### Goal of the exercise
Skip every picture and transcribe the remaining material exactly.

-- BEGIN Data section --

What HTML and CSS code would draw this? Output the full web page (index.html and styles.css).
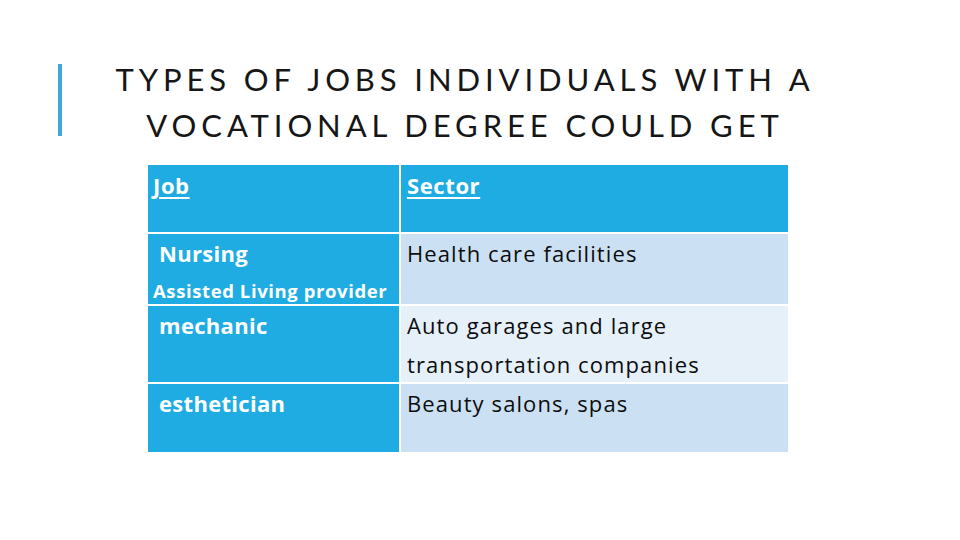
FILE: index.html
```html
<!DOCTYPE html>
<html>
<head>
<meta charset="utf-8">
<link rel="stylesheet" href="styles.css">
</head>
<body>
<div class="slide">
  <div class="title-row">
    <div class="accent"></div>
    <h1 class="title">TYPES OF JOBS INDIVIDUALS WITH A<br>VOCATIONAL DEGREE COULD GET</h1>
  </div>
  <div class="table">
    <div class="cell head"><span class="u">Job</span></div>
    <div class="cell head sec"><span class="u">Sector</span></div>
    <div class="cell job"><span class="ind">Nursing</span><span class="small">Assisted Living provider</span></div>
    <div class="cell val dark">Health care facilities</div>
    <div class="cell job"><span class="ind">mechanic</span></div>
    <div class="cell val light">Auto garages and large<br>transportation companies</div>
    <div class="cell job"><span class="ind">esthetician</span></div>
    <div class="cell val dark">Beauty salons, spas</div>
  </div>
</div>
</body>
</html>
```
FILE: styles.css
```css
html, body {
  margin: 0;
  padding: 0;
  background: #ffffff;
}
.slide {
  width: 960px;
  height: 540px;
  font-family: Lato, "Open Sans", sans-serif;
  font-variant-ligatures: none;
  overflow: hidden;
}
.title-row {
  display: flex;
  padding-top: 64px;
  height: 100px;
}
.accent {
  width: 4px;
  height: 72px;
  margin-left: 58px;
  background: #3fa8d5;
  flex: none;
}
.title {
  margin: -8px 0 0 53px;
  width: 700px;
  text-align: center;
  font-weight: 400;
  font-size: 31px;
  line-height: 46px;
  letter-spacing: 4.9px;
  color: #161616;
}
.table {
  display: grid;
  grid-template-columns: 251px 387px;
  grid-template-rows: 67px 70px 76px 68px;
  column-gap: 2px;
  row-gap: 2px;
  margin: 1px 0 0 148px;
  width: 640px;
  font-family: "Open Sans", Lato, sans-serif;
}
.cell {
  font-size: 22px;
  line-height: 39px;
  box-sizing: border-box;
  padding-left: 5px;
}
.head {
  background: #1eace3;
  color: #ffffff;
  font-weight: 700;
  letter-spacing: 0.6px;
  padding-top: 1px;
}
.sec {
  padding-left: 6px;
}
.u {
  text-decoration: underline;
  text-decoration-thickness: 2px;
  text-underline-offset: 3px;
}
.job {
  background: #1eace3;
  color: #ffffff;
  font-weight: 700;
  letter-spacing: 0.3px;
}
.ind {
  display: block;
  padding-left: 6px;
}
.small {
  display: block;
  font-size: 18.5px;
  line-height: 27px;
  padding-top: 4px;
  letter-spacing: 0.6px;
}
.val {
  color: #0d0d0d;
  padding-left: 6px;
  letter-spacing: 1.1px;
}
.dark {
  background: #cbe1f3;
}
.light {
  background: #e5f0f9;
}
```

-- END Data section --

### Result for this exercise
What HTML and CSS code would draw this? Output the full web page (index.html and styles.css).
FILE: index.html
```html
<!DOCTYPE html>
<html>
<head>
<meta charset="utf-8">
<link rel="stylesheet" href="styles.css">
</head>
<body>
<div class="slide">
  <div class="title-row">
    <div class="accent"></div>
    <h1 class="title">TYPES OF JOBS INDIVIDUALS WITH A<br>VOCATIONAL DEGREE COULD GET</h1>
  </div>
  <div class="table">
    <div class="cell head"><span class="u">Job</span></div>
    <div class="cell head sec"><span class="u">Sector</span></div>
    <div class="cell job"><span class="ind">Nursing</span><span class="small">Assisted Living provider</span></div>
    <div class="cell val dark">Health care facilities</div>
    <div class="cell job"><span class="ind">mechanic</span></div>
    <div class="cell val light">Auto garages and large<br>transportation companies</div>
    <div class="cell job"><span class="ind">esthetician</span></div>
    <div class="cell val dark">Beauty salons, spas</div>
  </div>
</div>
</body>
</html>
```
FILE: styles.css
```css
html, body {
  margin: 0;
  padding: 0;
  background: #ffffff;
}
.slide {
  width: 960px;
  height: 540px;
  font-family: Lato, "Open Sans", sans-serif;
  font-variant-ligatures: none;
  overflow: hidden;
}
.title-row {
  display: flex;
  padding-top: 64px;
  height: 100px;
}
.accent {
  width: 4px;
  height: 72px;
  margin-left: 58px;
  background: #3fa8d5;
  flex: none;
}
.title {
  margin: -8px 0 0 53px;
  width: 700px;
  text-align: center;
  font-weight: 400;
  font-size: 31px;
  line-height: 46px;
  letter-spacing: 4.9px;
  color: #161616;
}
.table {
  display: grid;
  grid-template-columns: 251px 387px;
  grid-template-rows: 67px 70px 76px 68px;
  column-gap: 2px;
  row-gap: 2px;
  margin: 1px 0 0 148px;
  width: 640px;
  font-family: "Open Sans", Lato, sans-serif;
}
.cell {
  font-size: 22px;
  line-height: 39px;
  box-sizing: border-box;
  padding-left: 5px;
}
.head {
  background: #1eace3;
  color: #ffffff;
  font-weight: 700;
  letter-spacing: 0.6px;
  padding-top: 1px;
}
.sec {
  padding-left: 6px;
}
.u {
  text-decoration: underline;
  text-decoration-thickness: 2px;
  text-underline-offset: 3px;
}
.job {
  background: #1eace3;
  color: #ffffff;
  font-weight: 700;
  letter-spacing: 0.3px;
}
.ind {
  display: block;
  padding-left: 6px;
}
.small {
  display: block;
  font-size: 18.5px;
  line-height: 27px;
  padding-top: 4px;
  letter-spacing: 0.6px;
}
.val {
  color: #0d0d0d;
  padding-left: 6px;
  letter-spacing: 1.1px;
}
.dark {
  background: #cbe1f3;
}
.light {
  background: #e5f0f9;
}
```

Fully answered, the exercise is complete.